-- start of Data lines --
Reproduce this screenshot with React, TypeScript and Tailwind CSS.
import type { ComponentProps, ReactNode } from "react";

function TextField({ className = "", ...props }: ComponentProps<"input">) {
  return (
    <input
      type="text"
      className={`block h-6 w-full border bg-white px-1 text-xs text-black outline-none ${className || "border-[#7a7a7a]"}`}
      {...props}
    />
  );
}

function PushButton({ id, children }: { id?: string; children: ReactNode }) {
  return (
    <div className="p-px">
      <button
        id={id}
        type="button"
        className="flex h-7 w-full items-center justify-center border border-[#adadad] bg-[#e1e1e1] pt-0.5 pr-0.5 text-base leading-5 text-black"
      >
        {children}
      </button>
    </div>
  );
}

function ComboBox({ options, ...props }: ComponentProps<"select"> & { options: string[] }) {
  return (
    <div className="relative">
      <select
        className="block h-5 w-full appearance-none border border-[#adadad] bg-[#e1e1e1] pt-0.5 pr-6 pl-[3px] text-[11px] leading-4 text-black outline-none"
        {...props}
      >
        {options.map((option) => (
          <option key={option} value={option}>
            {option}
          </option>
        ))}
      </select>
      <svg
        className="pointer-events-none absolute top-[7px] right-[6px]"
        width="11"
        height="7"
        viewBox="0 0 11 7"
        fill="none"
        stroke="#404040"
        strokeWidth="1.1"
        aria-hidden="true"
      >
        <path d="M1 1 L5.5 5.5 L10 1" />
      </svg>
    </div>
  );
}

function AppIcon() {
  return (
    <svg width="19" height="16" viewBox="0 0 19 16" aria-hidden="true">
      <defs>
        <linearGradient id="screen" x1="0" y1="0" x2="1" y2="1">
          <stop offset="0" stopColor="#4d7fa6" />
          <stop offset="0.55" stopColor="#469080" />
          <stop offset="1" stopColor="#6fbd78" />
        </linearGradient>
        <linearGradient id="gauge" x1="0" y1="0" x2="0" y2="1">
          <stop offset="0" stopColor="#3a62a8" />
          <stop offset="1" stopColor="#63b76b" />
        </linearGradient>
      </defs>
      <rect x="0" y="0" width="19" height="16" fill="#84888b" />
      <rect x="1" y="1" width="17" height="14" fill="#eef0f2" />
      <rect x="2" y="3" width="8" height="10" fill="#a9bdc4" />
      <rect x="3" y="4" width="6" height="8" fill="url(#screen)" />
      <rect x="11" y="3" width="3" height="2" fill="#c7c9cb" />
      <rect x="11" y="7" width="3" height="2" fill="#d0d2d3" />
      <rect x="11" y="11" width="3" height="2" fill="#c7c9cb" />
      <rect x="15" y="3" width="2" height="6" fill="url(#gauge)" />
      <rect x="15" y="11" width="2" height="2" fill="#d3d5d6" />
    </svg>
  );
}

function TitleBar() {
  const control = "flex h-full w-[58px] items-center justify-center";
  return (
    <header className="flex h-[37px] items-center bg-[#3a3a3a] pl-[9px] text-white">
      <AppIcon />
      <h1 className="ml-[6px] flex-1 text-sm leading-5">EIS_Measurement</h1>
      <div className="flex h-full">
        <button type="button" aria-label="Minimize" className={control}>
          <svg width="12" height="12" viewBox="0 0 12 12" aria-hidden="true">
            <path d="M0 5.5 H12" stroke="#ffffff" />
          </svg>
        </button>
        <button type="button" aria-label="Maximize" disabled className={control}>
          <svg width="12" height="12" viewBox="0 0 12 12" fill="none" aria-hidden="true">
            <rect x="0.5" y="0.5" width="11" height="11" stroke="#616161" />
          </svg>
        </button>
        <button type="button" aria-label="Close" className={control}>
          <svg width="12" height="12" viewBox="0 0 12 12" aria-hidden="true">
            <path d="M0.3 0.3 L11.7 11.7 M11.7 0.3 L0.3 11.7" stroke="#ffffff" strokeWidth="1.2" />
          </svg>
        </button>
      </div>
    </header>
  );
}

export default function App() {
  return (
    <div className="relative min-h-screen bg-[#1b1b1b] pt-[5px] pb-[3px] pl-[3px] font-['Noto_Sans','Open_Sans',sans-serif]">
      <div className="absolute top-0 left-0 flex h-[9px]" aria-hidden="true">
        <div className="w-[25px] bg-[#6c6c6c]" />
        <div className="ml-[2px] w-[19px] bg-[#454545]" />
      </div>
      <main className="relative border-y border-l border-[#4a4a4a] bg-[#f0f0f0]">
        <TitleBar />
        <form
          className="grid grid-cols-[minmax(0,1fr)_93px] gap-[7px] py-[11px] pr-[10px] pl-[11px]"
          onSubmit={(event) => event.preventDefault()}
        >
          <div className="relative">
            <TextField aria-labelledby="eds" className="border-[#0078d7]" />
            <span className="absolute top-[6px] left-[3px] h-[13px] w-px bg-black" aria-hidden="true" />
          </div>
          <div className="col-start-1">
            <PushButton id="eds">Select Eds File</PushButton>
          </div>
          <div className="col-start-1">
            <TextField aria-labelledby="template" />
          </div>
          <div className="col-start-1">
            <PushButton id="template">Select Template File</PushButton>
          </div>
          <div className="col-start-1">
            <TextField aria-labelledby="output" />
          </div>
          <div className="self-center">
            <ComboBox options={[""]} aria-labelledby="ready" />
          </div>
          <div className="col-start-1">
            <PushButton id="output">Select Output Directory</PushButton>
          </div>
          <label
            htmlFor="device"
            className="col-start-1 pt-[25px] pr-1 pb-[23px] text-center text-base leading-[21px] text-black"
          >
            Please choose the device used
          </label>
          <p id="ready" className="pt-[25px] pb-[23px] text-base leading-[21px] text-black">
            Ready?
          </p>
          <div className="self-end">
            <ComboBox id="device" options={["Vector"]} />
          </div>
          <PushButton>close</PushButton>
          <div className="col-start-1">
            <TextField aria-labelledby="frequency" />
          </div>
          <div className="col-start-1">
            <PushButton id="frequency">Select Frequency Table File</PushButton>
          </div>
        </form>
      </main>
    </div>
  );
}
-- end of Data lines --
== Short task ==
Every line above should be retyped exactly as given.

== Complete answer ==
Reproduce this screenshot with React, TypeScript and Tailwind CSS.
import type { ComponentProps, ReactNode } from "react";

function TextField({ className = "", ...props }: ComponentProps<"input">) {
  return (
    <input
      type="text"
      className={`block h-6 w-full border bg-white px-1 text-xs text-black outline-none ${className || "border-[#7a7a7a]"}`}
      {...props}
    />
  );
}

function PushButton({ id, children }: { id?: string; children: ReactNode }) {
  return (
    <div className="p-px">
      <button
        id={id}
        type="button"
        className="flex h-7 w-full items-center justify-center border border-[#adadad] bg-[#e1e1e1] pt-0.5 pr-0.5 text-base leading-5 text-black"
      >
        {children}
      </button>
    </div>
  );
}

function ComboBox({ options, ...props }: ComponentProps<"select"> & { options: string[] }) {
  return (
    <div className="relative">
      <select
        className="block h-5 w-full appearance-none border border-[#adadad] bg-[#e1e1e1] pt-0.5 pr-6 pl-[3px] text-[11px] leading-4 text-black outline-none"
        {...props}
      >
        {options.map((option) => (
          <option key={option} value={option}>
            {option}
          </option>
        ))}
      </select>
      <svg
        className="pointer-events-none absolute top-[7px] right-[6px]"
        width="11"
        height="7"
        viewBox="0 0 11 7"
        fill="none"
        stroke="#404040"
        strokeWidth="1.1"
        aria-hidden="true"
      >
        <path d="M1 1 L5.5 5.5 L10 1" />
      </svg>
    </div>
  );
}

function AppIcon() {
  return (
    <svg width="19" height="16" viewBox="0 0 19 16" aria-hidden="true">
      <defs>
        <linearGradient id="screen" x1="0" y1="0" x2="1" y2="1">
          <stop offset="0" stopColor="#4d7fa6" />
          <stop offset="0.55" stopColor="#469080" />
          <stop offset="1" stopColor="#6fbd78" />
        </linearGradient>
        <linearGradient id="gauge" x1="0" y1="0" x2="0" y2="1">
          <stop offset="0" stopColor="#3a62a8" />
          <stop offset="1" stopColor="#63b76b" />
        </linearGradient>
      </defs>
      <rect x="0" y="0" width="19" height="16" fill="#84888b" />
      <rect x="1" y="1" width="17" height="14" fill="#eef0f2" />
      <rect x="2" y="3" width="8" height="10" fill="#a9bdc4" />
      <rect x="3" y="4" width="6" height="8" fill="url(#screen)" />
      <rect x="11" y="3" width="3" height="2" fill="#c7c9cb" />
      <rect x="11" y="7" width="3" height="2" fill="#d0d2d3" />
      <rect x="11" y="11" width="3" height="2" fill="#c7c9cb" />
      <rect x="15" y="3" width="2" height="6" fill="url(#gauge)" />
      <rect x="15" y="11" width="2" height="2" fill="#d3d5d6" />
    </svg>
  );
}

function TitleBar() {
  const control = "flex h-full w-[58px] items-center justify-center";
  return (
    <header className="flex h-[37px] items-center bg-[#3a3a3a] pl-[9px] text-white">
      <AppIcon />
      <h1 className="ml-[6px] flex-1 text-sm leading-5">EIS_Measurement</h1>
      <div className="flex h-full">
        <button type="button" aria-label="Minimize" className={control}>
          <svg width="12" height="12" viewBox="0 0 12 12" aria-hidden="true">
            <path d="M0 5.5 H12" stroke="#ffffff" />
          </svg>
        </button>
        <button type="button" aria-label="Maximize" disabled className={control}>
          <svg width="12" height="12" viewBox="0 0 12 12" fill="none" aria-hidden="true">
            <rect x="0.5" y="0.5" width="11" height="11" stroke="#616161" />
          </svg>
        </button>
        <button type="button" aria-label="Close" className={control}>
          <svg width="12" height="12" viewBox="0 0 12 12" aria-hidden="true">
            <path d="M0.3 0.3 L11.7 11.7 M11.7 0.3 L0.3 11.7" stroke="#ffffff" strokeWidth="1.2" />
          </svg>
        </button>
      </div>
    </header>
  );
}

export default function App() {
  return (
    <div className="relative min-h-screen bg-[#1b1b1b] pt-[5px] pb-[3px] pl-[3px] font-['Noto_Sans','Open_Sans',sans-serif]">
      <div className="absolute top-0 left-0 flex h-[9px]" aria-hidden="true">
        <div className="w-[25px] bg-[#6c6c6c]" />
        <div className="ml-[2px] w-[19px] bg-[#454545]" />
      </div>
      <main className="relative border-y border-l border-[#4a4a4a] bg-[#f0f0f0]">
        <TitleBar />
        <form
          className="grid grid-cols-[minmax(0,1fr)_93px] gap-[7px] py-[11px] pr-[10px] pl-[11px]"
          onSubmit={(event) => event.preventDefault()}
        >
          <div className="relative">
            <TextField aria-labelledby="eds" className="border-[#0078d7]" />
            <span className="absolute top-[6px] left-[3px] h-[13px] w-px bg-black" aria-hidden="true" />
          </div>
          <div className="col-start-1">
            <PushButton id="eds">Select Eds File</PushButton>
          </div>
          <div className="col-start-1">
            <TextField aria-labelledby="template" />
          </div>
          <div className="col-start-1">
            <PushButton id="template">Select Template File</PushButton>
          </div>
          <div className="col-start-1">
            <TextField aria-labelledby="output" />
          </div>
          <div className="self-center">
            <ComboBox options={[""]} aria-labelledby="ready" />
          </div>
          <div className="col-start-1">
            <PushButton id="output">Select Output Directory</PushButton>
          </div>
          <label
            htmlFor="device"
            className="col-start-1 pt-[25px] pr-1 pb-[23px] text-center text-base leading-[21px] text-black"
          >
            Please choose the device used
          </label>
          <p id="ready" className="pt-[25px] pb-[23px] text-base leading-[21px] text-black">
            Ready?
          </p>
          <div className="self-end">
            <ComboBox id="device" options={["Vector"]} />
          </div>
          <PushButton>close</PushButton>
          <div className="col-start-1">
            <TextField aria-labelledby="frequency" />
          </div>
          <div className="col-start-1">
            <PushButton id="frequency">Select Frequency Table File</PushButton>
          </div>
        </form>
      </main>
    </div>
  );
}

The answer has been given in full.